In some ways, if you’re the non-custodial parent, 3 miles away isn’t much different than 3,000 miles away - except that you don’t get to go to the school events and ball games at 3,000 miles.

When I relocated again, I found something interesting. Because I was physically distant, my kids told me things in our phone conversations, that they wouldn’t discuss with their dad. Somehow the distance made it “safe”. At times I’m convinced I knew more about what was going on with them then their dad did or than I would have if I’d been in the same house with them. More than once, I had to insist that they discuss something with their father because I planned to discuss it with him within some specified length of time.

We spoke often.
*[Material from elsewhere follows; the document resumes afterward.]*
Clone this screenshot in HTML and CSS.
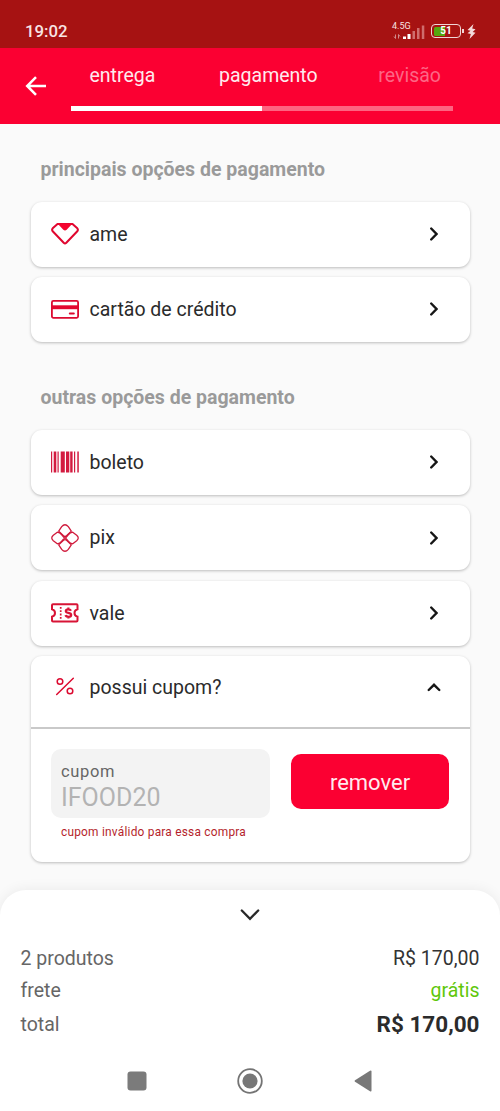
FILE: index.html
```html
<!DOCTYPE html>
<html lang="pt-BR">
<head>
    <meta charset="UTF-8">
    <meta name="viewport" content="width=device-width, initial-scale=1.0">
    <title>Pagamento</title>
    <link rel="stylesheet" href="styles.css">
</head>
<body>
    <div class="status-bar">
        <span class="clock">19:02</span>
        <div class="status-icons">
            <div class="network">
                <span class="network-type">4.5G</span>
                <svg class="signal" width="33" height="16" viewBox="0 0 33 16">
                    <path d="M3.500 14.500V10.500M2 12.500L3.500 14.500M6.500 14.500v-4L8 12.500" fill="none" stroke="#d08a8a" stroke-width="1"/>
                    <path d="M11 12.500h3V15h-3zM15.500 10h3v5h-3z" fill="#fff"/>
                    <path d="M20.500 7h2.500v8h-2.500zM25 4h2.500v11H25zM29.800 1.500h2.500V15h-2.500z" fill="#cf6d6d"/>
                </svg>
            </div>
            <div class="battery"><span>51</span></div>
            <svg class="bolt" width="9" height="15" viewBox="0 0 9 15">
                <path d="M6.500 0L0.500 6L3.500 6.700L0.500 9.300L3.800 10L2.500 15L8.500 8.700L5.700 8L8.500 5.200L5.200 4.500z" fill="#f4dada"/>
            </svg>
        </div>
    </div>

    <header class="header">
        <svg class="back" width="22" height="20" viewBox="0 0 22 20">
            <path d="M21 10H2M11 1.200L2.200 10L11 18.800" fill="none" stroke="#fff" stroke-width="2.500"/>
        </svg>
        <div class="steps">
            <div class="step-names">
                <span>entrega</span>
                <span class="current">pagamento</span>
                <span class="pending">revisão</span>
            </div>
            <div class="progress"><div class="progress-done"></div></div>
        </div>
    </header>

    <main class="content">
        <h2>principais opções de pagamento</h2>
        <div class="options">
            <div class="card option">
                <svg class="icon" width="28" height="28" viewBox="0 0 28 28">
                    <path d="M6.500 4H21.500L26.300 8.300Q27.500 9.800 26.300 11.300L15.300 22.800Q14 24 12.700 22.800L1.700 11.300Q0.500 9.800 1.700 8.300z" fill="none" stroke="#e0062f" stroke-width="2" stroke-linejoin="round"/>
                    <path d="M6.500 3.500H21.500L15.700 9.800Q14 11.400 12.300 9.800z" fill="#f5052f"/>
                </svg>
                <span>ame</span>
                <svg class="chevron" width="8" height="14" viewBox="0 0 8 14"><path d="M1.200 1.500L6.500 7L1.200 12.500"/></svg>
            </div>
            <div class="card option">
                <svg class="icon" width="28" height="28" viewBox="0 0 28 28">
                    <rect x="0.900" y="5.900" width="26.200" height="16.900" rx="1.500" fill="none" stroke="#dc0a30" stroke-width="1.800"/>
                    <path d="M1 10.300h26v3.900H1z" fill="#e3082f"/>
                    <path d="M18.800 18.500h4" stroke="#dc0a30" stroke-width="2" stroke-linecap="round"/>
                </svg>
                <span>cartão de crédito</span>
                <svg class="chevron" width="8" height="14" viewBox="0 0 8 14"><path d="M1.200 1.500L6.500 7L1.200 12.500"/></svg>
            </div>
        </div>

        <h2 class="others">outras opções de pagamento</h2>
        <div class="options">
            <div class="card option">
                <svg class="icon" width="28" height="28" viewBox="0 0 28 28">
                    <path d="M0 3.500h1.200v21H0zM2.700 3.500h2.600v21H2.700zM6.500 3.500h1.200v21H6.500zM9.700 3.500h4.100v21H9.700zM15 3.500h3.300v21H15zM19.200 3.500h2.400v21h-2.400zM23 3.500h1.200v21H23zM26.300 3.500h1.500v21h-1.500z" fill="#d31b40"/>
                </svg>
                <span>boleto</span>
                <svg class="chevron" width="8" height="14" viewBox="0 0 8 14"><path d="M1.200 1.500L6.500 7L1.200 12.500"/></svg>
            </div>
            <div class="card option">
                <svg class="icon" width="28" height="28" viewBox="0 0 28 28">
                    <g fill="none" stroke="#d01a3c" stroke-width="1.300" stroke-linejoin="round">
                        <path d="M7.700 7.100L10.700 2.700Q14 -1.200 17.300 2.700L20.300 7.100L15.500 11.700Q14 13 12.500 11.700z"/>
                        <path d="M7.700 20.900L10.700 25.300Q14 29.200 17.300 25.300L20.300 20.900L15.500 16.300Q14 15 12.500 16.300z"/>
                        <path d="M6.300 8.200L2.300 11.300Q-0.800 14 2.300 16.700L6.300 19.800Q9 19.500 10.500 17.500L13.500 14L10.500 10.500Q9 8.500 6.300 8.200z"/>
                        <path d="M21.700 8.200L25.700 11.300Q28.800 14 25.700 16.700L21.700 19.800Q19 19.500 17.500 17.500L14.500 14L17.500 10.500Q19 8.500 21.700 8.200z"/>
                    </g>
                </svg>
                <span>pix</span>
                <svg class="chevron" width="8" height="14" viewBox="0 0 8 14"><path d="M1.200 1.500L6.500 7L1.200 12.500"/></svg>
            </div>
            <div class="card option">
                <svg class="icon" width="28" height="28" viewBox="0 0 28 28">
                    <path d="M2 5.300H25.500Q26.500 5.300 26.500 6.300V10.200Q23.500 11 23.500 13.900T26.500 17.600V21.500Q26.500 22.500 25.500 22.500H2Q1 22.500 1 21.500V17.600Q4 16.800 4 13.900T1 10.200V6.300Q1 5.300 2 5.300z" fill="none" stroke="#d81436" stroke-width="2"/>
                    <path d="M9.700 8V20" stroke="#d81436" stroke-width="1.700" stroke-dasharray="1.800 1.500"/>
                    <path d="M20 11.700Q19.300 10.300 17.300 10.300Q14.800 10.300 14.800 12.100Q14.800 13.500 17.300 13.900Q20.200 14.300 20.200 16Q20.200 17.800 17.500 17.800Q15 17.800 14.500 16.200M17.400 8.500V10.300M17.400 17.800V19.500" fill="none" stroke="#d81436" stroke-width="2.200"/>
                </svg>
                <span>vale</span>
                <svg class="chevron" width="8" height="14" viewBox="0 0 8 14"><path d="M1.200 1.500L6.500 7L1.200 12.500"/></svg>
            </div>
            <div class="card coupon">
                <div class="coupon-title">
                    <svg class="icon" width="28" height="28" viewBox="0 0 28 28">
                        <g fill="none" stroke="#dc0a30" stroke-width="1.500" stroke-linecap="round">
                            <path d="M5.700 21.500L22.300 5.200"/>
                            <circle cx="9" cy="8.500" r="2.800"/>
                            <circle cx="19" cy="18" r="2.800"/>
                        </g>
                    </svg>
                    <span>possui cupom?</span>
                    <svg class="chevron up" width="14" height="9" viewBox="0 0 14 9"><path d="M1.700 7L7 1.800L12.300 7"/></svg>
                </div>
                <form class="coupon-form">
                    <div class="coupon-field">
                        <div class="field">
                            <span class="field-label">cupom</span>
                            <span class="field-value">IFOOD20</span>
                        </div>
                        <p class="error">cupom inválido para essa compra</p>
                    </div>
                    <button type="button" class="remove">remover</button>
                </form>
            </div>
        </div>
    </main>

    <footer class="summary">
        <svg class="expand" width="20" height="12" viewBox="0 0 20 12">
            <path d="M1.800 1.500L10 9.800L18.200 1.500" fill="none" stroke="#292929" stroke-width="2.300" stroke-linecap="round"/>
        </svg>
        <div class="line">
            <span>2 produtos</span>
            <span class="price">R$ 170,00</span>
        </div>
        <div class="line">
            <span>frete</span>
            <span class="free">grátis</span>
        </div>
        <div class="line total">
            <span>total</span>
            <strong>R$ 170,00</strong>
        </div>
        <nav class="nav-bar">
            <svg width="20" height="26" viewBox="0 0 20 26"><rect x="0.500" y="3.500" width="19" height="19" rx="3" fill="#7b7b7b"/></svg>
            <svg width="26" height="26" viewBox="0 0 26 26">
                <circle cx="13" cy="13" r="11.800" fill="none" stroke="#747474" stroke-width="1.800"/>
                <circle cx="13" cy="13" r="7.600" fill="#777"/>
            </svg>
            <svg width="18" height="26" viewBox="0 0 18 26"><path d="M1 12.300L16 2.700Q17.500 2 17.500 3.500V22.500Q17.500 24 16 23.300L1 13.700Q0 13 1 12.300z" fill="#787878"/></svg>
        </nav>
    </footer>
</body>
</html>
```
FILE: styles.css
```css
* {
    box-sizing: border-box;
}

body {
    margin: 0;
    padding: 0;
    height: 1111px;
    display: flex;
    flex-direction: column;
    overflow: hidden;
    font-family: Roboto, "Liberation Sans", sans-serif;
    font-size: 19.500px;
    color: #2b2b2b;
    background: #fafafa;
}

svg {
    display: block;
    flex-shrink: 0;
}

.status-bar {
    height: 48px;
    padding: 14px 24px 0 25px;
    display: flex;
    justify-content: space-between;
    align-items: center;
    background: #a61212;
    color: #f8e4e4;
}

.clock {
    font-size: 16.800px;
    font-weight: 500;
}

.status-icons {
    display: flex;
    align-items: center;
}

.network {
    width: 33px;
    height: 18px;
    display: grid;
    margin-right: 6px;
}

.network > * {
    grid-area: 1 / 1;
}

.network-type {
    font-size: 9px;
    line-height: 9px;
}

.signal {
    align-self: end;
}

.battery {
    width: 30px;
    height: 14px;
    margin-right: 6px;
    border: 1.500px solid #f0d5d5;
    border-radius: 4px;
    padding: 1.500px;
    background: linear-gradient(to right, #55a80f 45%, #a61212 45%) content-box;
    position: relative;
    display: flex;
    justify-content: center;
    align-items: center;
    font-size: 10px;
    font-weight: 700;
    line-height: 10px;
    color: #fff;
}

.battery::after {
    content: "";
    position: absolute;
    right: -4px;
    top: 4px;
    width: 2px;
    height: 4px;
    background: #f0d5d5;
}

.header {
    height: 76px;
    padding: 0 47px 0 25px;
    display: flex;
    background: #fb0032;
    color: #ffeaee;
}

.back {
    margin-top: 28px;
    margin-right: 24px;
}

.steps {
    flex: 1;
}

.step-names {
    height: 58px;
    padding: 16px 12px 0 18.500px;
    display: flex;
    justify-content: space-between;
    line-height: 24px;
}

.current {
    margin-left: 3px;
}

.pending {
    color: #fd6685;
}

.progress {
    height: 5px;
    background: #fd6481;
}

.progress-done {
    width: 50%;
    height: 100%;
    background: #fff;
}

.content {
    flex: 1;
    padding: 0 30.500px;
}

h2 {
    margin: 0;
    padding: 32.600px 10px 0;
    height: 77.600px;
    font-size: 19.500px;
    line-height: 26px;
    font-weight: 700;
    color: #9a9a9a;
}

h2.others {
    padding-top: 43px;
    height: 88px;
}

.options {
    display: flex;
    flex-direction: column;
    gap: 10.400px;
}

.card {
    border-radius: 11px;
    background: #fff;
    box-shadow: 0 1px 3px rgba(0, 0, 0, 0.25);
}

.option,
.coupon-title {
    display: flex;
    align-items: center;
    gap: 11px;
    padding: 0 32px 0 20px;
}

.option {
    height: 65px;
}

.chevron {
    margin-left: auto;
    fill: none;
    stroke: #161616;
    stroke-width: 2.400;
    stroke-linecap: round;
}

.chevron.up {
    margin-right: -3px;
}

.coupon {
    height: 205.500px;
}

.coupon-title {
    height: 72.500px;
    padding-bottom: 8px;
    border-bottom: 2px solid #c9c9c9;
}

.coupon-form {
    display: flex;
    justify-content: space-between;
    padding: 20px 20.500px 0;
}

.coupon-field {
    width: 219px;
}

.field {
    height: 69px;
    padding: 12px 10px 0;
    border-radius: 10px;
    background: #f3f3f3;
    display: flex;
    flex-direction: column;
}

.field-label {
    font-size: 16.500px;
    line-height: 22px;
    letter-spacing: 0.650px;
    color: #666;
}

.field-value {
    font-size: 25px;
    line-height: 30px;
    color: #b3b3b3;
}

.error {
    margin: 6px 0 0 10px;
    font-size: 11.900px;
    line-height: 16px;
    letter-spacing: 0.220px;
    color: #b51f2c;
    white-space: nowrap;
}

.remove {
    width: 158px;
    height: 55px;
    margin-top: 5px;
    padding: 3px 0 0;
    border: none;
    border-radius: 10px;
    background: #fb0032;
    color: #ffeaee;
    font-family: inherit;
    font-size: 22px;
}

.summary {
    height: 221.500px;
    padding: 19px 20.500px 0;
    border-radius: 26px 26px 0 0;
    background: #fff;
    box-shadow: 0 0 14px rgba(0, 0, 0, 0.07);
}

.expand {
    margin: 0 auto 21.500px;
}

.line {
    height: 32px;
    display: flex;
    justify-content: space-between;
    align-items: center;
    color: #666;
}

.total {
    height: 36px;
}

.price {
    color: #333;
}

.free {
    color: #5fc70c;
}

.total strong {
    font-size: 22.500px;
    color: #2b2b2b;
}

.nav-bar {
    display: flex;
    justify-content: space-between;
    padding: 25.500px 107.500px 0 106px;
}
```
Whenever possible they visited me; and I visited them. It certainly wasn’t the best of all possible situations, but we all came through it as intact as a fractured family can be.

I hope you find a solution that works for you.

Whatever terms you do agree on, write them up (even if there is no lawyer involved) and stick to them as if it is a federal offense to alter them by so much as a half hour. Don’t have anything casual about holidays or summer vacation, or make exceptions for extraordinary circumstances. If you do, visitation becomes something your son has to choose to do, and this can put all kinds of weird stresses on a kid.

A friend of mine’s dad was a nice guy, and was always willing to forgoe seeing her if something came up. Eventually, it became clear that if she didn’t want to see him, he wouldn’t make a big deal out of it, The problem was that to her mother, visiting her father for any otehr reason than legal obligation was a betrayal, and she expressed this in half a million passive aggressive ways. Rather than put up wit hthe passive aggressive punnishment the other six days of the week, she quit seeing her dad.
The moral of this story is that it is your job to maintain a relationship with your son, and you must work hard to make sure you never let it be his choice: it isn’t a choice he can fairly make.